• [TASK GOAL]
Read through the data and count the lines that contain the string "components"; give only the result.

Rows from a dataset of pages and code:
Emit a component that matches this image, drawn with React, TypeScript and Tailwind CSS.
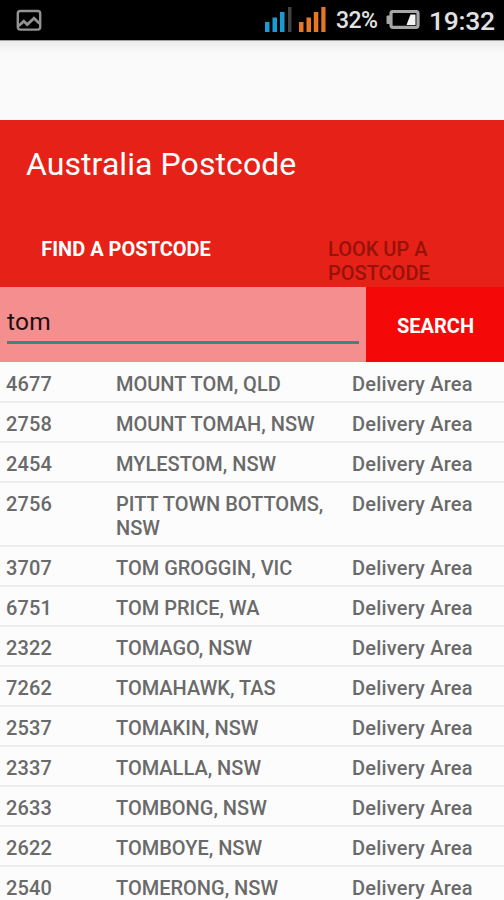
import { useState } from 'react';

interface Place {
  postcode: string;
  name: string;
  type: string;
}

const places: Place[] = [
  { postcode: '4677', name: 'MOUNT TOM, QLD', type: 'Delivery Area' },
  { postcode: '2758', name: 'MOUNT TOMAH, NSW', type: 'Delivery Area' },
  { postcode: '2454', name: 'MYLESTOM, NSW', type: 'Delivery Area' },
  { postcode: '2756', name: 'PITT TOWN BOTTOMS, NSW', type: 'Delivery Area' },
  { postcode: '3707', name: 'TOM GROGGIN, VIC', type: 'Delivery Area' },
  { postcode: '6751', name: 'TOM PRICE, WA', type: 'Delivery Area' },
  { postcode: '2322', name: 'TOMAGO, NSW', type: 'Delivery Area' },
  { postcode: '7262', name: 'TOMAHAWK, TAS', type: 'Delivery Area' },
  { postcode: '2537', name: 'TOMAKIN, NSW', type: 'Delivery Area' },
  { postcode: '2337', name: 'TOMALLA, NSW', type: 'Delivery Area' },
  { postcode: '2633', name: 'TOMBONG, NSW', type: 'Delivery Area' },
  { postcode: '2622', name: 'TOMBOYE, NSW', type: 'Delivery Area' },
  { postcode: '2540', name: 'TOMERONG, NSW', type: 'Delivery Area' },
];

const StatusBar = () => (
  <div className="flex h-10 shrink-0 items-center bg-black text-[#e2e2e2]">
    <svg className="ml-4 h-6 w-[26px]" viewBox="0 0 26 24" fill="none" stroke="#929292" strokeWidth="2.4">
      <rect x="1.8" y="3" width="22.4" height="18.6" rx="2.5" />
      <path d="M2.5 18 L7.8 13.2 L11.3 16.5 L18 10.2 L23.5 15.5" strokeWidth="2.8" />
    </svg>
    {/* Two SIM signals */}
    <svg className="ml-auto h-8 w-[62px]" viewBox="0 0 62 32">
      <g fill="#199bd8">
        <rect x="0" y="18" width="4.5" height="10" />
        <rect x="7.5" y="13.5" width="4.5" height="14.5" />
        <rect x="15" y="8" width="4.5" height="20" />
      </g>
      <rect x="23" y="3" width="3.5" height="25" fill="#424242" />
      <g fill="#e87722">
        <rect x="34" y="18" width="4.5" height="10" />
        <rect x="41.5" y="13.5" width="4.5" height="14.5" />
        <rect x="48.8" y="8" width="4.5" height="20" />
        <rect x="56.3" y="3" width="4.2" height="25" />
      </g>
    </svg>
    <span className="ml-[9px] mt-[3px] w-[43px] whitespace-nowrap text-[23px] font-medium tracking-[-0.6px]">32%</span>
    <svg className="ml-[7px] h-5 w-[34px]" viewBox="0 0 34 20">
      <rect x="5" y="1.5" width="27" height="15.8" rx="2" fill="none" stroke="#a6a6a6" strokeWidth="3.2" />
      <rect x="0.5" y="5.5" width="4" height="8.5" rx="1" fill="#a6a6a6" />
      <path d="M24.5 4.5 H29.5 V15 H20.5 Z" fill="#f2f2f2" />
    </svg>
    <span className="ml-[9px] mr-[9px] mt-[2px] w-[66px] whitespace-nowrap text-[26.5px] font-medium tracking-[-0.3px]">19:32</span>
  </div>
);

const PlaceRow = ({ place }: { place: Place }) => (
  <li className="flex border-b-2 border-[#ececec] pb-[5px] pl-[6px] pt-[9px] text-[20px] font-medium leading-6 text-[#6a6a6a]">
    <span className="w-[110px] shrink-0 tracking-[0.1px]">{place.postcode}</span>
    <span className="w-[236px] shrink-0 pr-5">{place.name}</span>
    <span className="whitespace-nowrap tracking-[0.2px]">{place.type}</span>
  </li>
);

export default function App() {
  const [query, setQuery] = useState('tom');

  return (
    <div className="flex h-[900px] w-[504px] flex-col overflow-hidden bg-[#fcfcfc] font-['Roboto',sans-serif]">
      <StatusBar />
      <div className="h-20 shrink-0 border-t border-[#a0a0a0] bg-linear-to-b from-[#ebebeb] to-[#fafafa] to-15%" />

      <header className="flex h-[167px] shrink-0 flex-col bg-[#e62117] text-white">
        <h1 className="pl-[26px] pt-[25px] text-[32px] leading-[38px] tracking-[0.07px]">Australia Postcode</h1>
        <nav className="mt-[54px] flex items-start text-[20px] leading-6">
          <button className="w-[252px] whitespace-nowrap text-center font-bold">FIND A POSTCODE</button>
          <button className="ml-[76px] w-[110px] text-left font-medium text-[#971209]">LOOK UP A POSTCODE</button>
        </nav>
      </header>

      <div className="flex h-[75px] shrink-0">
        <div className="flex-1 bg-[#f58e8e] px-[7px] pt-[19px]">
          <input
            value={query}
            onChange={(e) => setQuery(e.target.value)}
            className="block h-[38px] w-full border-b-[3px] border-[#2b8f7b] bg-transparent pb-[5px] text-[24.5px] tracking-[0.3px] text-[#1f1010] outline-none"
          />
        </div>
        <button className="w-[138px] bg-[#f40808] pl-px pt-[2px] text-[20px] font-bold text-white">SEARCH</button>
      </div>

      <ul className="pt-px">
        {places.map((place) => (
          <PlaceRow key={place.postcode} place={place} />
        ))}
      </ul>
    </div>
  );
}
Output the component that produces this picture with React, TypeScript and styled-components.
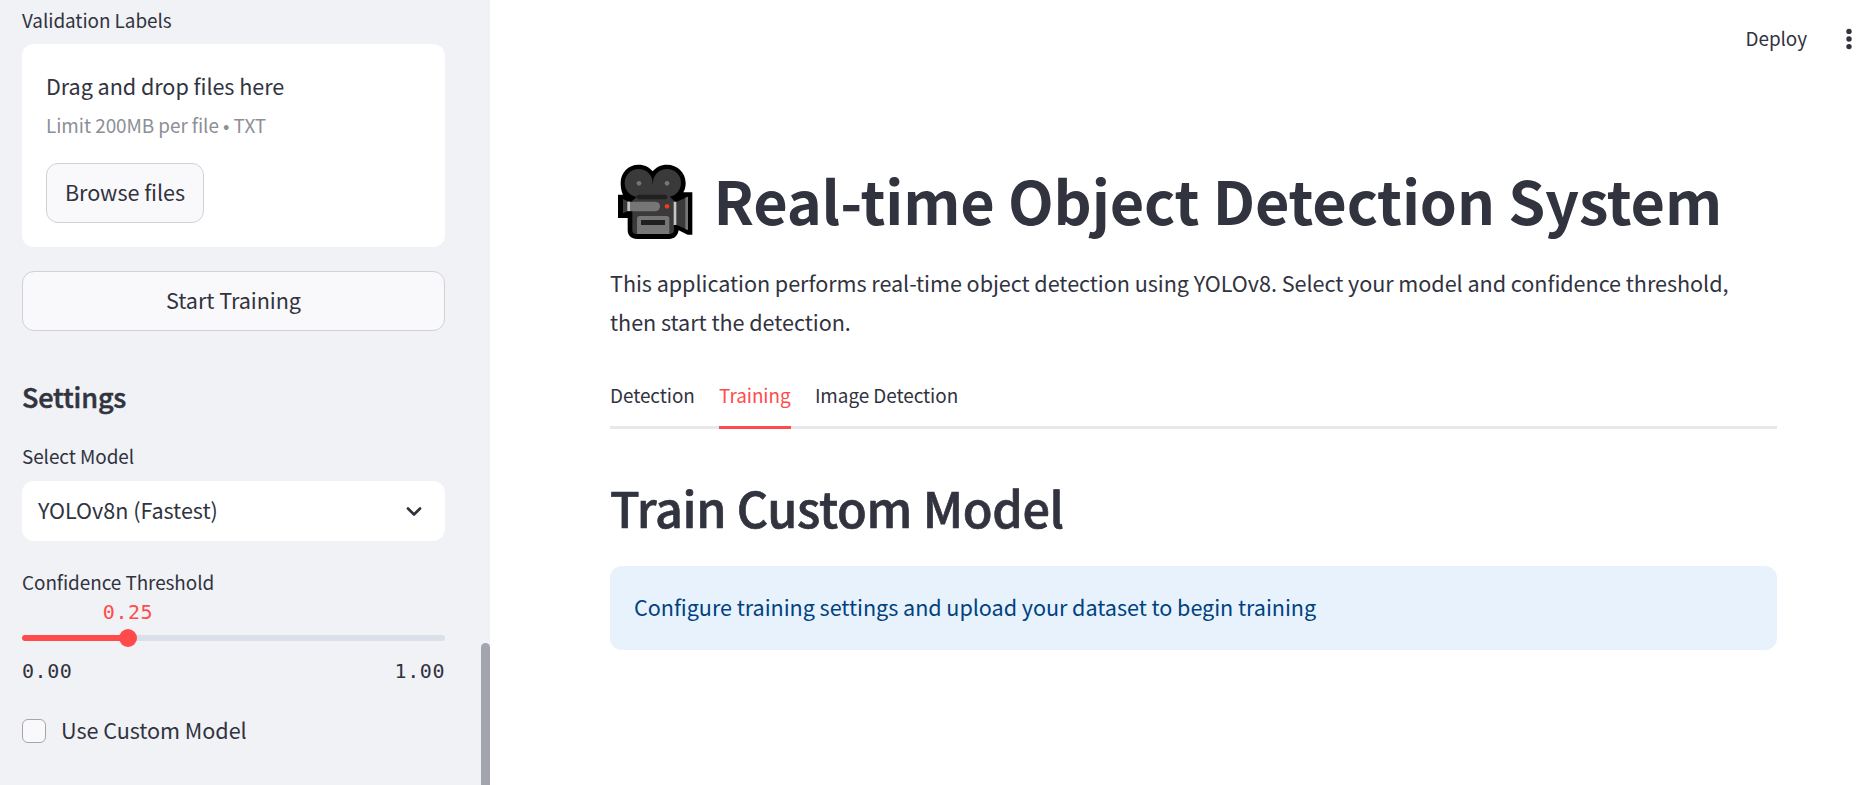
import React from 'react';
import styled, { createGlobalStyle } from 'styled-components';

const ink = '#31333f';
const red = '#ff4b4b';

const GlobalStyle = createGlobalStyle`
  * { box-sizing: border-box; }
  body {
    margin: 0;
    overflow: hidden;
    background: #fff;
    color: ${ink};
    font-family: "Noto Sans CJK JP", "Noto Sans", sans-serif;
    font-size: 21.6px;
    letter-spacing: -0.05px;
  }
  button { font: inherit; letter-spacing: inherit; color: inherit; }
`;

const Page = styled.div`
  display: flex;
  height: 785px;
`;

const Sidebar = styled.aside`
  position: relative;
  width: 490px;
  flex: none;
  padding: 0 45px 0 22px;
  background: #f0f2f6;
`;

const ScrollThumb = styled.div`
  position: absolute;
  right: 0;
  bottom: -5px;
  width: 9px;
  height: 147px;
  border-radius: 5px;
  background: #a3a5ae;
`;

const Label = styled.div<{ $height: number }>`
  height: ${(p) => p.$height}px;
  line-height: 32px;
  font-size: 18.9px;
`;

const FirstLabel = styled(Label)`
  line-height: 40px;
`;

const Dropzone = styled.section`
  height: 203px;
  padding: 24px;
  border-radius: 12px;
  background: #fff;
`;

const DropTitle = styled.div`
  height: 39px;
  line-height: 35px;
`;

const DropHint = styled.div`
  height: 56px;
  line-height: 36px;
  font-size: 18.9px;
  color: #8d8f97;
`;

const Button = styled.button<{ $wide?: boolean }>`
  display: flex;
  align-items: center;
  justify-content: center;
  width: ${(p) => (p.$wide ? '100%' : '158px')};
  height: 60px;
  padding: 0 0 4px;
  border: 1px solid #d0d1d6;
  border-radius: 12px;
  background: #f9f9fb;
`;

const TrainRow = styled.div`
  padding: 24px 0 48px;
`;

const SidebarHeading = styled.h2`
  height: 61px;
  margin: 0;
  font-size: 27px;
  font-weight: 500;
  line-height: 36px;
  letter-spacing: -0.15px;
  -webkit-text-stroke: 0.5px ${ink};
`;

const Select = styled.div`
  display: flex;
  align-items: center;
  justify-content: space-between;
  height: 60px;
  margin-bottom: 25px;
  padding: 0 20px 0 16px;
  border-radius: 12px;
  background: #fff;
`;

const SelectText = styled.span`
  padding-bottom: 4px;
`;

const SliderValue = styled.div`
  display: flex;
  justify-content: center;
  width: 212px;
  height: 25px;
  padding-top: 2px;
  font: 20px/24px "DejaVu Sans Mono", monospace;
  letter-spacing: 0.56px;
  color: ${red};
`;

const Track = styled.div`
  position: relative;
  height: 6px;
  margin: 12px 0 18px;
  border-radius: 3px;
  background: linear-gradient(to right, ${red} 25%, #dadfe9 25%);
`;

const Thumb = styled.div`
  position: absolute;
  left: 25%;
  top: 50%;
  width: 18px;
  height: 18px;
  border-radius: 50%;
  background: ${red};
  transform: translate(-50%, -50%);
`;

const Range = styled.div`
  display: flex;
  justify-content: space-between;
  height: 60px;
  font: 20px/24px "DejaVu Sans Mono", monospace;
  letter-spacing: 0.56px;
`;

const CheckRow = styled.label`
  display: flex;
  align-items: center;
  gap: 15px;
  height: 24px;
`;

const Box = styled.span`
  width: 24px;
  height: 24px;
  border: 1px solid #a5a6ad;
  border-radius: 6px;
  background: #f9f9fb;
`;

const CheckText = styled.span`
  padding-bottom: 4px;
`;

const Main = styled.main`
  flex: 1;
  padding: 0 94px 0 120px;
`;

const Header = styled.header`
  display: flex;
  align-items: center;
  justify-content: flex-end;
  gap: 38px;
  height: 78px;
  margin: 0 -76px 72px 0;
  font-size: 18.9px;
`;

const DeployText = styled.span`
  padding-bottom: 4px;
`;

const TitleRow = styled.div`
  display: flex;
  gap: 9.5px;
  height: 113px;
`;

const Title = styled.h1`
  margin: 0;
  padding-top: 9px;
  font-size: 59.4px;
  font-weight: 700;
  line-height: 80px;
  letter-spacing: -0.15px;
  white-space: nowrap;
`;

const Intro = styled.p`
  height: 116px;
  margin: 0;
  line-height: 39px;
`;

const Tabs = styled.nav`
  display: flex;
  gap: 23.7px;
  height: 50px;
  border-bottom: 3px solid #e8e8ea;
`;

const Tab = styled.div<{ $active?: boolean }>`
  height: 50px;
  padding-right: 0.6px;
  border-bottom: 3px solid ${(p) => (p.$active ? red : 'transparent')};
  color: ${(p) => (p.$active ? red : ink)};
  font-size: 18.9px;
  line-height: 32px;
`;

const SectionTitle = styled.h2`
  height: 91px;
  margin: 46px 0 0;
  font-size: 48.6px;
  font-weight: 500;
  line-height: 64px;
  letter-spacing: -0.35px;
  -webkit-text-stroke: 0.7px ${ink};
`;

const Alert = styled.div`
  display: flex;
  align-items: center;
  height: 84px;
  padding: 0 24px 4px;
  border-radius: 12px;
  background: #e8f2fc;
  color: #004280;
`;

function CameraIcon() {
  return (
    <svg width="94" height="100" viewBox="15 0 282 300" aria-hidden="true">
      <path
        d="M100 44 C119 44 134 52 143 64 C153 52 167 44 186 44 C217 44 242 68 242 99 C242 109 240 119 235 127 H262 V254 H248 L221 241 C218 258 207 267 193 267 H96 C79 267 68 256 68 240 V204 H39 V134 H54 C49 124 47 112 47 99 C47 68 70 44 100 44 Z"
        fill="#000"
      />
      <circle cx="101" cy="99" r="42" fill="#3a3a3a" />
      <circle cx="186" cy="99" r="42" fill="#3a3a3a" />
      <path d="M82 152 L98 138 H192 L207 152 V239 Q207 252 194 252 H94 Q82 252 82 239 Z" fill="#3a3a3a" />
      <path d="M143 100 L118 139 H168 Z" fill="#3a3a3a" />
      <rect x="95" y="134" width="92" height="14" rx="7" fill="#202020" />
      <path d="M54 147 L68 154 V184 L54 190 Z" fill="#3a3a3a" />
      <path d="M68 155 H151 Q165 156 165 169 Q165 182 151 184 H68 Z" fill="#767676" />
      <rect x="67" y="155" width="8" height="28" fill="#c6c6c6" />
      <path d="M213 156 L249 140 V240 L213 224 Z" fill="#3a3a3a" />
      <path d="M241 143 L249 140 V240 L241 237 Z" fill="#767676" />
      <rect x="206" y="155" width="8" height="70" fill="#c6c6c6" />
      <path d="M96 252 V206 Q96 198 104 198 H185 Q193 198 193 206 V252 Z" fill="#767676" />
      <rect x="108" y="210" width="72" height="15" fill="#202020" />
      <circle cx="102" cy="100" r="7" fill="#767676" />
      <circle cx="186" cy="100" r="7" fill="#767676" />
      <circle cx="186" cy="169" r="7" fill="#f03a17" />
    </svg>
  );
}

function ChevronIcon() {
  return (
    <svg width="22" height="22" viewBox="0 0 22 22" fill="none" aria-hidden="true">
      <path d="M5 8.5 L11 14.5 L17 8.5" stroke={ink} strokeWidth="2.7" strokeLinecap="round" strokeLinejoin="round" />
    </svg>
  );
}

function MenuIcon() {
  return (
    <svg width="8" height="22" viewBox="0 0 8 22" fill={ink} aria-hidden="true">
      <circle cx="4" cy="3.4" r="2.7" />
      <circle cx="4" cy="11" r="2.7" />
      <circle cx="4" cy="18.6" r="2.7" />
    </svg>
  );
}

export default function App() {
  return (
    <Page>
      <GlobalStyle />
      <Sidebar>
        <FirstLabel $height={44}>Validation Labels</FirstLabel>
        <Dropzone>
          <DropTitle>Drag and drop files here</DropTitle>
          <DropHint>Limit 200MB per file • TXT</DropHint>
          <Button>Browse files</Button>
        </Dropzone>
        <TrainRow>
          <Button $wide>Start Training</Button>
        </TrainRow>
        <SidebarHeading>Settings</SidebarHeading>
        <Label $height={41}>Select Model</Label>
        <Select>
          <SelectText>YOLOv8n (Fastest)</SelectText>
          <ChevronIcon />
        </Select>
        <Label $height={32}>Confidence Threshold</Label>
        <SliderValue>0.25</SliderValue>
        <Track>
          <Thumb />
        </Track>
        <Range>
          <span>0.00</span>
          <span>1.00</span>
        </Range>
        <CheckRow>
          <Box />
          <CheckText>Use Custom Model</CheckText>
        </CheckRow>
        <ScrollThumb />
      </Sidebar>
      <Main>
        <Header>
          <DeployText>Deploy</DeployText>
          <MenuIcon />
        </Header>
        <TitleRow>
          <CameraIcon />
          <Title>Real-time Object Detection System</Title>
        </TitleRow>
        <Intro>
          This application performs real-time object detection using YOLOv8. Select your model and confidence
          threshold, then start the detection.
        </Intro>
        <Tabs>
          <Tab>Detection</Tab>
          <Tab $active>Training</Tab>
          <Tab>Image Detection</Tab>
        </Tabs>
        <SectionTitle>Train Custom Model</SectionTitle>
        <Alert>Configure training settings and upload your dataset to begin training</Alert>
      </Main>
    </Page>
  );
}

• [RESPONSE TO THIS TASK]
2